The yen extended gains against the euro into a second day, even as Japan’s government indicated it may act to curb currency appreciation.
Japan may outline measures to counter the strong yen as early as tomorrow, Economic Policy Minister Motohisa Furukawa suggested in remarks yesterday, Kyodo News reported. The package will be aimed at reducing the negative impact of the currency’s gains on domestic businesses, according to the report.
The yen has appreciated 6.9 percent in the past three months, the best performer among the 10 developed-nation currencies tracked by Bloomberg Correlation-Weighted Indexes. The dollar, the third best, has gained 2.2 percent.
Australian Rates Outlook
Australia’s dollar snapped two days of gains versus the greenback on concern the RBA will signal interest-rate cuts in its September meeting minutes to be released tomorrow, curbing demand for the South Pacific nation’s currency.

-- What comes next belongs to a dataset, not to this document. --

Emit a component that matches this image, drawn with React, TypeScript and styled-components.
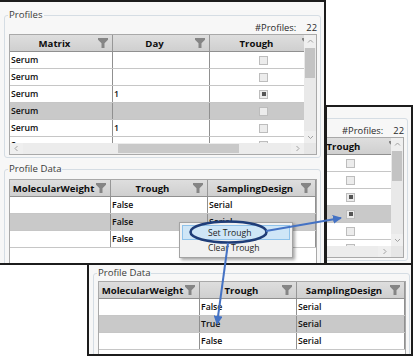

“If they touch on the possibility of an interest-rate cut,” the Aussie will be punished, said Imre Speizer, a strategist in Auckland at Westpac Banking Corp., Australia’s second-largest lender.
The central bank left its cash target unchanged at 4.75 percent at the Sept. 6 gathering. Traders are pricing in at least a 75-basis-point cut to the bank’s key rate by year-end, cash-rate futures show.
The so-called Aussie lost 1.2 percent to $1.0239 and dropped 1 percent to 78.75 yen.